— START Source excerpt —

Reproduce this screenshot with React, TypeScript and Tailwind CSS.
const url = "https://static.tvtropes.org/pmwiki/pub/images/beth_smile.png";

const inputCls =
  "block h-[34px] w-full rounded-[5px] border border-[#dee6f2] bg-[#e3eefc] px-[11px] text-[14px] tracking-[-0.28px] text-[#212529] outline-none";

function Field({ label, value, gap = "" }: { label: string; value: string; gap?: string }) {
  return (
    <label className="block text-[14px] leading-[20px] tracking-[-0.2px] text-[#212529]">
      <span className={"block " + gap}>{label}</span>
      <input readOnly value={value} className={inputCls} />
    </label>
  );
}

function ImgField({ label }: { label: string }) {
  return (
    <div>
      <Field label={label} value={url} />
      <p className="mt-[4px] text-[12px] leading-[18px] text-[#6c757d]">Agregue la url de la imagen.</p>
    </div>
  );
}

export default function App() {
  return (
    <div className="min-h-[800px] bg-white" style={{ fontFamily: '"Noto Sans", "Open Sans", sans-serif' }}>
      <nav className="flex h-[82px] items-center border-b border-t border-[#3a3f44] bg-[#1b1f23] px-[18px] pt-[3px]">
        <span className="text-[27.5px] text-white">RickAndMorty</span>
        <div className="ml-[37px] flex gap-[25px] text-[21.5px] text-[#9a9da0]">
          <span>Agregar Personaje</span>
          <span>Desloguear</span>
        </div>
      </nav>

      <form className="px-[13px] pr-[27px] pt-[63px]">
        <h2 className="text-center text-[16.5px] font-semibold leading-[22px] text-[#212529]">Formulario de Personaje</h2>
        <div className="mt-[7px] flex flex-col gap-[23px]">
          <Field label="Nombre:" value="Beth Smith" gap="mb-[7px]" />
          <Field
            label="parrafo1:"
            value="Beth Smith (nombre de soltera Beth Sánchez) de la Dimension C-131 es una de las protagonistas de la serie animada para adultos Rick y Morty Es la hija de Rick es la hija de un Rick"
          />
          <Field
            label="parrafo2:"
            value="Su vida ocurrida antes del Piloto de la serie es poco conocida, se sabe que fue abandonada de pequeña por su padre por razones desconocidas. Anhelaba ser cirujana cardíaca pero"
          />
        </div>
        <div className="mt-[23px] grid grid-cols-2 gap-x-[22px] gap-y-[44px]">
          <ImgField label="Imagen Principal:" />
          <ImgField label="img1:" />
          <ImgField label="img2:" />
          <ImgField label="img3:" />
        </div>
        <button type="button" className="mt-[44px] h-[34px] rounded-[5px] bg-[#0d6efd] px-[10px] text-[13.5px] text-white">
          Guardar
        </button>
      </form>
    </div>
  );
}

— END Source excerpt —

* [Problem statement]
Copy out only the lines running from the beginning of the data to the line with "h-[34px] w-full rounded-[5px]", both ends included.

* [Complete response]
Reproduce this screenshot with React, TypeScript and Tailwind CSS.
const url = "https://static.tvtropes.org/pmwiki/pub/images/beth_smile.png";

const inputCls =
  "block h-[34px] w-full rounded-[5px] border border-[#dee6f2] bg-[#e3eefc] px-[11px] text-[14px] tracking-[-0.28px] text-[#212529] outline-none";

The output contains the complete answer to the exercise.